Page 91 of Try Easy

Keoni staggered down the hall into the bathroom. He wrenched open the medicine cabinet and scoured the contents for a bottle of aspirin. His head ached, and his throat felt like a cat had been using it as a scratching pad.

“Eh, wassa madda you, brah?” Bones called from the door of his bedroom.

Bones was leaning on the doorframe, looking sleepy and grumpy. He had on a pair of shorts that hung low off his hips, and his long hair was loose, hanging past his shoulders.

“I’m going to Waimea,” Keoni said. “You wanna come?”

“Hell yeah.”

Keoni started ransacking the medicine cabinet, throwing bottles into the sink and onto the counter.

“Whatchu you looking for?” Bones asked. He came to stand in the doorway of the bathroom, his big body blocking the hall.

“Something to make my head stop spinning,” Keoni said.

Bones shoved him out of the way. “Here,” he said, grabbing a bottle of aspirin and popping it open. He spilled a few of the white pills into his Keoni’s hand.

“What’s going on?” came a woman’s voice from the hall.

Keoni cringed at the sound of her voice. The memories of the night before came flooding back. He and Bones had gone to Legends last night. It was a bar in downtown Honolulu where mostly locals hung out. They had run into a few girls they’d known in high school, then they’d all come back to Bones’s house to drink more. Keoni was already wasted when they’d switched from beers to shots of liquor.

“Go back to bed,” Bones told the girl.

“Only if you’re coming back with me,” she said, coming to stand in the hall. She leaned against the wall, rubbing her eyes. “Hey, Keoni.”

Keoni swallowed a few of the aspirin and blinked into the mirror, meeting her eyes for a moment before looking away. “Heh, Lelani,” he said.
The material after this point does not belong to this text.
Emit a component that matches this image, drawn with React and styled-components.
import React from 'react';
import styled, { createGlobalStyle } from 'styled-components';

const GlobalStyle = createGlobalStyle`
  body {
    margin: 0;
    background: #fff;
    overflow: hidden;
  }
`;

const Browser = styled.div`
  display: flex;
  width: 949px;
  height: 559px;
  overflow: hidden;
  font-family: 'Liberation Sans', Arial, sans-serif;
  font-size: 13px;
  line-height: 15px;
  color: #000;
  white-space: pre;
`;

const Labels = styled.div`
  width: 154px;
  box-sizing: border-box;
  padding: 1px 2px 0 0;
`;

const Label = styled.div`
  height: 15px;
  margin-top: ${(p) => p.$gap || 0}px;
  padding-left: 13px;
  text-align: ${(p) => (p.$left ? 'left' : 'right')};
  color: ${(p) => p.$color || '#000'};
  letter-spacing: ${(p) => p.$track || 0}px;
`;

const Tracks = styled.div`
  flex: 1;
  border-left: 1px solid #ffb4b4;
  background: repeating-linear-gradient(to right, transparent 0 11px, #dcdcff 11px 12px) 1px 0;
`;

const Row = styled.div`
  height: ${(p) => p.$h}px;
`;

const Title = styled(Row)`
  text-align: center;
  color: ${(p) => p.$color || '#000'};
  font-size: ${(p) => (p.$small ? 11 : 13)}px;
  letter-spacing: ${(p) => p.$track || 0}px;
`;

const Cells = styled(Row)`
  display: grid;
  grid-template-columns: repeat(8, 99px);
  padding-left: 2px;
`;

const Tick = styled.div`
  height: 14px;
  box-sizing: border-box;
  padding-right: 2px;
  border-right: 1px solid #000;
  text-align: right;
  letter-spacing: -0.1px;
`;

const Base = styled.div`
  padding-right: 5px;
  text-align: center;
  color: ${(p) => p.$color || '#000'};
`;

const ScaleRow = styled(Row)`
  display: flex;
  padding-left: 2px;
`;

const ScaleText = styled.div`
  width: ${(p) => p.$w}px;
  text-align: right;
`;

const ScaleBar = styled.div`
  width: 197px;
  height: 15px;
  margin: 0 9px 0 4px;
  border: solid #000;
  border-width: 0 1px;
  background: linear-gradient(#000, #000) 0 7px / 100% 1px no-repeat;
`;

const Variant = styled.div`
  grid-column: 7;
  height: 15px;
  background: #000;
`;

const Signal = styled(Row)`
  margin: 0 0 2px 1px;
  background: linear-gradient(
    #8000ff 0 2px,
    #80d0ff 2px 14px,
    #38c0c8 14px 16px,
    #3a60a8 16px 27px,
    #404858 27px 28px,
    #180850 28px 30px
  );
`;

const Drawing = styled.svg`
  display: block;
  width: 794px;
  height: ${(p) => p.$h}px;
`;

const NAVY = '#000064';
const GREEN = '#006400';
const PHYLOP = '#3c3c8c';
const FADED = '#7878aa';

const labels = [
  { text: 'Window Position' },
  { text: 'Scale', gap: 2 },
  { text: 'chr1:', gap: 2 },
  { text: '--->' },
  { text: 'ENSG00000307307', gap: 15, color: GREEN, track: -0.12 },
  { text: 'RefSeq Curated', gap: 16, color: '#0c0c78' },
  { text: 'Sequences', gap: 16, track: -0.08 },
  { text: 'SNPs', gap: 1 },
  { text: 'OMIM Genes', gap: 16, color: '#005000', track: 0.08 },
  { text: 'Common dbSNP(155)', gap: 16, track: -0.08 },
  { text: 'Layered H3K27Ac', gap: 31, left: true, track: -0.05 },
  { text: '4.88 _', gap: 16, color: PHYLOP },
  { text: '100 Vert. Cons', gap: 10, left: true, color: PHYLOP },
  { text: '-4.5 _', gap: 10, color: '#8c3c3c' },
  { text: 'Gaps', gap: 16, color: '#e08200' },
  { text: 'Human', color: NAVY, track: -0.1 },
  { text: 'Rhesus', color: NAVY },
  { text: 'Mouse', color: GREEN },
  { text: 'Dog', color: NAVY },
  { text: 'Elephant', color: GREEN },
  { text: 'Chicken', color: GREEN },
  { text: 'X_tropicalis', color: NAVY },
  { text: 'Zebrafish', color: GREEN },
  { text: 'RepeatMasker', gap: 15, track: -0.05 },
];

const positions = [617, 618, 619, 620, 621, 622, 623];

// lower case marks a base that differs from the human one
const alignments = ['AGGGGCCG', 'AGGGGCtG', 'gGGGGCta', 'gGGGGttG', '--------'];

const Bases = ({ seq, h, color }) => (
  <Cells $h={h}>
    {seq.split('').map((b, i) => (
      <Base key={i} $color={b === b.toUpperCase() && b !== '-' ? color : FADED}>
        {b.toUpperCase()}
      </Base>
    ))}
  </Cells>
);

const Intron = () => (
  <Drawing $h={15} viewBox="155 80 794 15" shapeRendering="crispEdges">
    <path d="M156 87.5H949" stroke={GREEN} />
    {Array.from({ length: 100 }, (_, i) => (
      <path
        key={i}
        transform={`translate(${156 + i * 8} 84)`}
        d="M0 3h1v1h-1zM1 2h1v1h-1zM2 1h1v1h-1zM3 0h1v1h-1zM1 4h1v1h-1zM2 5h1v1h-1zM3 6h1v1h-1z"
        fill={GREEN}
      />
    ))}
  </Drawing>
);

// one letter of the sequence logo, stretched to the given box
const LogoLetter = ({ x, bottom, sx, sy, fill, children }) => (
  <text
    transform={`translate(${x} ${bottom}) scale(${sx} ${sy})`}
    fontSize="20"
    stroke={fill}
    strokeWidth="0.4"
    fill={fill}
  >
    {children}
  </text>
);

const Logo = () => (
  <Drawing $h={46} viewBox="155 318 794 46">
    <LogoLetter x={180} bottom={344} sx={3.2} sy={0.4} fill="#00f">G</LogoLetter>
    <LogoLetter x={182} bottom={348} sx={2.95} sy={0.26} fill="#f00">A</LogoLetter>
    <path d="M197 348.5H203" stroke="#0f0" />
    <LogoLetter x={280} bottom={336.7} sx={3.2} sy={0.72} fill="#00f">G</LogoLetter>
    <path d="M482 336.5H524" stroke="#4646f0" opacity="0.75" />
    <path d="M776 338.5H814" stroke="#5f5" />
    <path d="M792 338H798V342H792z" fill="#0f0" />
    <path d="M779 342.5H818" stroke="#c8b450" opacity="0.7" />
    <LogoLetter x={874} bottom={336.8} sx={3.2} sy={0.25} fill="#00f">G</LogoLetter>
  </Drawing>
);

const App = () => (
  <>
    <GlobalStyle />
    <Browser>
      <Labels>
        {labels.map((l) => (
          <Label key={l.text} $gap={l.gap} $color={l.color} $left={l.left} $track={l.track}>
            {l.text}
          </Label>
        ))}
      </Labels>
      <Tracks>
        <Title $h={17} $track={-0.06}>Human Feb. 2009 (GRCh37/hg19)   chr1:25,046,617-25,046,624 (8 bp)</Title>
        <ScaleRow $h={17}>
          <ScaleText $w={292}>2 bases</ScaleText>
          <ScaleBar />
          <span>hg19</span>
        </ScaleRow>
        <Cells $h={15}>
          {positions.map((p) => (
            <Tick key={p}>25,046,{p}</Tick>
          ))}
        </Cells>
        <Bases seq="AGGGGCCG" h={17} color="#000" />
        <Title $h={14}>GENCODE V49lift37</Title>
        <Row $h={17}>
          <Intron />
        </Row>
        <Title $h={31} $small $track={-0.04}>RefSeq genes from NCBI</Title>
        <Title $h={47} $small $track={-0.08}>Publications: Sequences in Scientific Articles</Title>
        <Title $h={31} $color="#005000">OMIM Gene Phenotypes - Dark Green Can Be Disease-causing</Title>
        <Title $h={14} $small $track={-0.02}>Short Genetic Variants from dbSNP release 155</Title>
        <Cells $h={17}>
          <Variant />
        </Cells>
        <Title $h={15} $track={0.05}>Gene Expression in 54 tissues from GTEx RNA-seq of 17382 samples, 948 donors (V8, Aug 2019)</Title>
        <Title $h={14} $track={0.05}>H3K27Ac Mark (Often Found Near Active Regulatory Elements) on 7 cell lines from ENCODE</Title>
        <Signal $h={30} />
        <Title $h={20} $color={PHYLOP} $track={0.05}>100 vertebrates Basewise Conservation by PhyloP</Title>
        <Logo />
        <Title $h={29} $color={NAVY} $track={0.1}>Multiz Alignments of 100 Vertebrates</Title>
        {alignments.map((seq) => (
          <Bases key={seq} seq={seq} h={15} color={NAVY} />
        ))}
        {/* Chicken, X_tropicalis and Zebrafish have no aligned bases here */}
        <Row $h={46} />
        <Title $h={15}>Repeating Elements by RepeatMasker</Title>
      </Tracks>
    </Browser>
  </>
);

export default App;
Lelani’s eyes roamed over Keoni’s naked chest and then flashed back up to meet his gaze. The sleepy look was gone, replaced by something predatory. “You can come, too,” she said, giving Keoni a sexy smile.

“Don’t make A,” Bones told Lelani. Grasping her shoulders, he turned her back toward the hallway. “Go back to bed unless you want to come to Waimea.”
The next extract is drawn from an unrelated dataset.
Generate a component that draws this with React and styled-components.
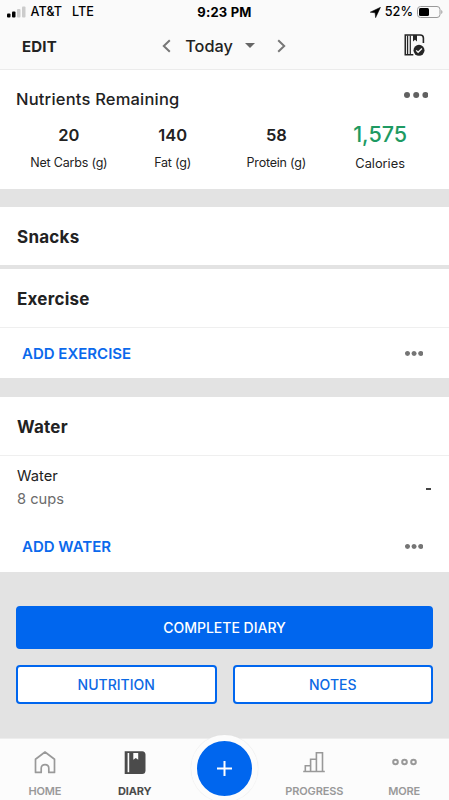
import React from "react";
import styled, { createGlobalStyle } from "styled-components";

const GlobalStyle = createGlobalStyle`
  * {
    box-sizing: border-box;
  }
  body {
    margin: 0;
    background: #e3e3e3;
    color: #222;
    font-family: Inter, "Liberation Sans", sans-serif;
  }
  button {
    font-family: inherit;
    padding: 0;
    border: none;
    background: none;
    cursor: pointer;
  }
  svg {
    display: block;
  }
`;

const Screen = styled.div`
  height: 800px;
  display: flex;
  flex-direction: column;
  background: #e3e3e3;
  overflow: hidden;
`;

const StatusBar = styled.div`
  height: 24px;
  display: grid;
  grid-template-columns: 1fr auto 1fr;
  align-items: center;
  padding: 0 7px;
  background: #fafafa;
  color: #000;
  font-size: 12.7px;
  line-height: 24px;
`;

const Carrier = styled.div`
  display: flex;
  align-items: center;
  font-weight: 500;
  span {
    margin-left: 4.5px;
  }
  span + span {
    margin-left: 10px;
  }
`;

const Clock = styled.div`
  font-weight: 700;
  font-size: 13px;
  letter-spacing: 0.2px;
`;

const Battery = styled.div`
  display: flex;
  justify-content: flex-end;
  align-items: center;
  gap: 4px;
  margin-right: -1px;
  font-weight: 500;
`;

const Header = styled.header`
  height: 46px;
  display: grid;
  grid-template-columns: 1fr auto 1fr;
  align-items: center;
  padding: 0 24px 0 22px;
  background: #fafafa;
  border-bottom: 1px solid #ebebeb;
`;

const EditButton = styled.button`
  justify-self: start;
  color: #222;
  font-size: 15px;
  font-weight: 700;
  letter-spacing: 0.2px;
`;

const DayPicker = styled.div`
  display: flex;
  align-items: center;
  margin: 0 0 2px 1px;
`;

const Day = styled.span`
  margin: 0 12.5px 0 14.5px;
  font-size: 16.3px;
  font-weight: 500;
`;

const DiaryCheck = styled.button`
  justify-self: end;
  margin-bottom: 3px;
`;

const Card = styled.section`
  background: #fff;
  margin-bottom: ${(p) => p.$gap}px;
`;

const SummaryHead = styled.div`
  display: flex;
  justify-content: space-between;
  height: 50px;
  padding: 19px 21px 0 16px;
  svg {
    margin-top: 3px;
  }
`;

const SummaryTitle = styled.h2`
  margin: 0;
  font-size: 16.5px;
  line-height: 20px;
  font-weight: 500;
  letter-spacing: 0.2px;
`;

const Nutrients = styled.div`
  display: grid;
  grid-template-columns: repeat(4, 1fr);
  height: 69px;
  padding: 0 17px;
  text-align: center;
`;

const Amount = styled.div`
  height: 31px;
  font-size: ${(p) => (p.$big ? 21.5 : 16.5)}px;
  line-height: ${(p) => (p.$big ? 28 : 30)}px;
  font-weight: ${(p) => (p.$big ? 550 : 600)};
  color: ${(p) => (p.$big ? "#1e9a62" : "#222")};
`;

const Unit = styled.div`
  padding-top: ${(p) => (p.$big ? 4 : 3)}px;
  font-size: ${(p) => (p.$big ? 12.8 : 12.5)}px;
  line-height: 17px;
  letter-spacing: ${(p) => (p.$big ? 0 : -0.2)}px;
  white-space: nowrap;
`;

const MealTitle = styled.h3`
  display: flex;
  align-items: center;
  height: 58px;
  margin: 0;
  padding: 2px 17px 0;
  font-size: 17px;
  font-weight: 700;
  letter-spacing: 0.25px;
`;

const AddRow = styled.div`
  display: flex;
  align-items: center;
  justify-content: space-between;
  height: 51px;
  padding: ${(p) => (p.$line ? "1px 26px 0 22px" : "0 26px 1px 22px")};
  border-top: ${(p) => (p.$line ? "1px solid #efefef" : "none")};
`;

const AddButton = styled.button`
  color: #0b69ec;
  font-size: 15px;
  font-weight: 600;
`;

const Entry = styled.div`
  display: flex;
  align-items: center;
  justify-content: space-between;
  height: 66px;
  padding: 0 18px 2px 17px;
  border-top: 1px solid #efefef;
  font-size: 14.7px;
  line-height: 23px;
`;

const Quantity = styled.div`
  color: #6b6b6b;
`;

const Dash = styled.span`
  width: 5px;
  height: 2px;
  margin-top: 3px;
  background: #444;
`;

const Actions = styled.div`
  flex: 1;
  display: grid;
  grid-template-columns: 1fr 1fr;
  grid-template-rows: 43px 39px;
  gap: 16px;
  padding: 34px 16px 0;
`;

const ActionButton = styled.button`
  grid-column: ${(p) => (p.$primary ? "1 / -1" : "auto")};
  border: 2px solid #0066ee;
  border-radius: 4px;
  background: ${(p) => (p.$primary ? "#0066ee" : "#fff")};
  color: ${(p) => (p.$primary ? "#fff" : "#0b69e4")};
  font-size: 14px;
  font-weight: 500;
`;

const TabBar = styled.nav`
  height: 62px;
  display: grid;
  grid-template-columns: repeat(5, 1fr);
  background: #fcfcfc;
  border-top: 1px solid #ededed;
`;

const Tab = styled.button`
  display: flex;
  flex-direction: column;
  align-items: center;
  padding-top: 11px;
  color: ${(p) => (p.$active ? "#4b4b4b" : "#999")};
  font-size: 11px;
  line-height: 14px;
  font-weight: ${(p) => (p.$active ? 700 : 600)};
  letter-spacing: -0.15px;
  svg {
    margin-bottom: 9px;
  }
`;

const AddFab = styled.button`
  justify-self: center;
  display: flex;
  align-items: center;
  justify-content: center;
  width: 67px;
  height: 67px;
  margin-top: -4px;
  border: 6px solid #fcfcfc;
  border-radius: 50%;
  background: #0066ee;
  box-shadow: 0 0 1px #d8d8d8;
`;

const Dots = ({ size, gap, color = "#616161" }) => {
  const w = size * 3 + gap * 2;
  return (
    <svg width={w} height={size} viewBox={`0 0 ${w} ${size}`} fill={color}>
      {[0, 1, 2].map((i) => (
        <circle key={i} cx={size / 2 + i * (size + gap)} cy={size / 2} r={size / 2} />
      ))}
    </svg>
  );
};

const SignalIcon = () => (
  <svg width="19" height="12" viewBox="0 0 19 12">
    <rect x="0" y="7.5" width="3.5" height="4" rx="1" />
    <rect x="5" y="5.5" width="3.5" height="6" rx="1" />
    <rect x="10" y="3" width="3.5" height="8.5" rx="1" fill="#ccc" />
    <rect x="15" y="0.5" width="3.5" height="11" rx="1" fill="#ccc" />
  </svg>
);

const LocationIcon = () => (
  <svg width="11" height="11" viewBox="0 0 11 11">
    <path d="M10.5 0.3 0.2 5.2l4.9.6.5 4.9z" stroke="#000" strokeWidth="0.5" />
  </svg>
);

const BatteryIcon = () => (
  <svg width="26" height="12" viewBox="0 0 26 12">
    <rect x="0.5" y="0.5" width="22.5" height="11" rx="3" fill="none" stroke="#999" />
    <rect x="2" y="2" width="10" height="8" rx="1.5" />
    <path d="M24.3 4v4c1.5-.6 1.5-3.4 0-4z" fill="#999" />
  </svg>
);

const Chevron = ({ right }) => (
  <svg width="9" height="14" viewBox="0 0 9 14" fill="none" stroke="#777" strokeWidth="2">
    <path d={right ? "M1.2 1.2 7.2 7l-6 5.8" : "M7.8 1.2 1.8 7l6 5.8"} />
  </svg>
);

const DiaryCheckIcon = () => (
  <svg width="21" height="22" viewBox="0 0 21 22" fill="none" stroke="#262626" strokeWidth="1.6">
    <path d="M9.3 20.7H1.3V1h14.9c2 0 3.2 1.2 3.2 3.1v5" />
    <path d="M3.6 1.5v19M6.3 1.5v19" strokeWidth="1.2" />
    <path d="M9 1v6.4l2-1.6 2 1.6V1z" fill="#262626" stroke="none" />
    <circle cx="15" cy="16.3" r="5.5" fill="#262626" stroke="none" />
    <path d="m12.2 16.4 1.9 1.9 3.8-3.8" stroke="#fafafa" strokeWidth="1.3" />
  </svg>
);

const HomeIcon = () => (
  <svg width="22" height="25" viewBox="0 0 22 25" fill="none" stroke="#999" strokeWidth="1.7" strokeLinejoin="round">
    <path d="M1.5 9.2 11 2l9.5 7.2v13.2h-5.7v-4.2c0-4.9-7.6-4.9-7.6 0v4.2H1.5z" />
  </svg>
);

const DiaryIcon = () => (
  <svg width="22" height="25" viewBox="0 0 22 25">
    <path d="M.7 1.2h17.5c2 0 3.3 1.3 3.3 3.3v16.2c0 2-1.3 3.3-3.3 3.3H.7z" fill="#4b4b4b" />
    <path d="M4.4 3v19.2" stroke="#fcfcfc" strokeWidth="1.6" />
    <path d="M9.3 3h4.9v6.8l-2.4-1.9-2.5 1.9z" fill="#fcfcfc" />
  </svg>
);

const ProgressIcon = () => (
  <svg width="22" height="25" viewBox="0 0 22 25" fill="none" stroke="#999" strokeWidth="1.6">
    <path d="M.2 21.5h21.6M2.3 21v-5.3h5.3V21M7.6 16V9.2h5.8M13.4 21V2.8h6.1V21M7.6 21v-5" />
  </svg>
);

const MoreIcon = () => (
  <svg width="25" height="25" viewBox="0 0 25 25" fill="none" stroke="#999" strokeWidth="2">
    <circle cx="3.5" cy="12" r="2.3" />
    <circle cx="12.5" cy="12" r="2.3" />
    <circle cx="21.5" cy="12" r="2.3" />
  </svg>
);

const nutrients = [
  { amount: "20", unit: "Net Carbs (g)" },
  { amount: "140", unit: "Fat (g)" },
  { amount: "58", unit: "Protein (g)" },
  { amount: "1,575", unit: "Calories", big: true },
];

export default function App() {
  return (
    <Screen>
      <GlobalStyle />
      <StatusBar>
        <Carrier>
          <SignalIcon />
          <span>AT&amp;T</span>
          <span>LTE</span>
        </Carrier>
        <Clock>9:23 PM</Clock>
        <Battery>
          <LocationIcon />
          52%
          <BatteryIcon />
        </Battery>
      </StatusBar>

      <Header>
        <EditButton>EDIT</EditButton>
        <DayPicker>
          <Chevron />
          <Day>Today</Day>
          <svg width="10" height="5" viewBox="0 0 10 5" fill="#666">
            <path d="M0 0h10L5 5z" />
          </svg>
          <svg width="22" height="1" />
          <Chevron right />
        </DayPicker>
        <DiaryCheck>
          <DiaryCheckIcon />
        </DiaryCheck>
      </Header>

      <Card $gap={18}>
        <SummaryHead>
          <SummaryTitle>Nutrients Remaining</SummaryTitle>
          <Dots size={6} gap={3.2} />
        </SummaryHead>
        <Nutrients>
          {nutrients.map((n) => (
            <div key={n.unit}>
              <Amount $big={n.big}>{n.amount}</Amount>
              <Unit $big={n.big}>{n.unit}</Unit>
            </div>
          ))}
        </Nutrients>
      </Card>

      <Card $gap={4}>
        <MealTitle>Snacks</MealTitle>
      </Card>

      <Card $gap={19}>
        <MealTitle>Exercise</MealTitle>
        <AddRow $line>
          <AddButton>ADD EXERCISE</AddButton>
          <Dots size={5} gap={1.6} color="#757575" />
        </AddRow>
      </Card>

      <Card $gap={0}>
        <MealTitle>Water</MealTitle>
        <Entry>
          <div>
            Water
            <Quantity>8 cups</Quantity>
          </div>
          <Dash />
        </Entry>
        <AddRow>
          <AddButton>ADD WATER</AddButton>
          <Dots size={5} gap={1.6} color="#757575" />
        </AddRow>
      </Card>

      <Actions>
        <ActionButton $primary>COMPLETE DIARY</ActionButton>
        <ActionButton>NUTRITION</ActionButton>
        <ActionButton>NOTES</ActionButton>
      </Actions>

      <TabBar>
        <Tab>
          <HomeIcon />
          HOME
        </Tab>
        <Tab $active>
          <DiaryIcon />
          DIARY
        </Tab>
        <AddFab>
          <svg width="15" height="15" viewBox="0 0 15 15" stroke="#fff" strokeWidth="2">
            <path d="M7.5 0v15M0 7.5h15" />
          </svg>
        </AddFab>
        <Tab>
          <ProgressIcon />
          PROGRESS
        </Tab>
        <Tab>
          <MoreIcon />
          MORE
        </Tab>
      </TabBar>
    </Screen>
  );
}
Lelani yawned, stretching her arms over her head. She was wearing one of Bones’s T-shirts, and it rose up to midthigh as she stretched.

“I’ll be in bed,” she said, sauntering back down the hall.

Keoni pinched the bridge of his nose between his thumb and index finger. “What the hell happened last night?” he asked.

Bones grunted. “Nothin’ illegal,” he said.

“Chee, Bones, that makes me feel a lot better. Thanks, eh?”

“Anytime,” Bones said. He went down the hall into the kitchen. “You want coffee?”

Keoni stared at his reflection in the mirror. His eyes were bloodshot, his hair stood up all over his head, and he hadn’t shaved his face in a week. Why anyone would invite him into their bed looking like he did was beyond his understanding. He was a wreck.

At least his face had healed. The bruise under his eye was only a faint yellow memory, and the split in his lip was history. He turned away from the mirror in frustration and left the room.

In the kitchen, Keoni sank down to the stool at the counter. Bones met his eyes for a moment, and Keoni realized his cousin looked just as miserable as he felt. It didn’t work any better to bury your sorrows in the body of another woman than it did to drown them in a bottle.

“What the hell are we gonna do, cuz?” Keoni asked, burying his head in his hands.

Bones turned his back on Keoni and filled the percolator with water. “We’re going to have coffee and surf Waimea Bay,” Bones said.

The prospect of big waves at Waimea should have had Keoni jumping out of his skin with excitement, but he felt nothing. He had been dead inside since Lou had left. He didn’t even know if he could muster the energy to drive up to the North Shore.

His whole life had revolved around surfing and making a name for himself on the waves. Normally, he wouldn’t have even waited for the coffee to brew. But he couldn’t get excited about anything, not even Waimea Bay.

Keoni knew Lou was the woman he wanted, but there wasn’t anything he could do about it. He wished he could have found that spark in a local girl, but none of them had ever seemed right. Why’d he have to go and find that spark with a haole tourist? Someone he’d never see again?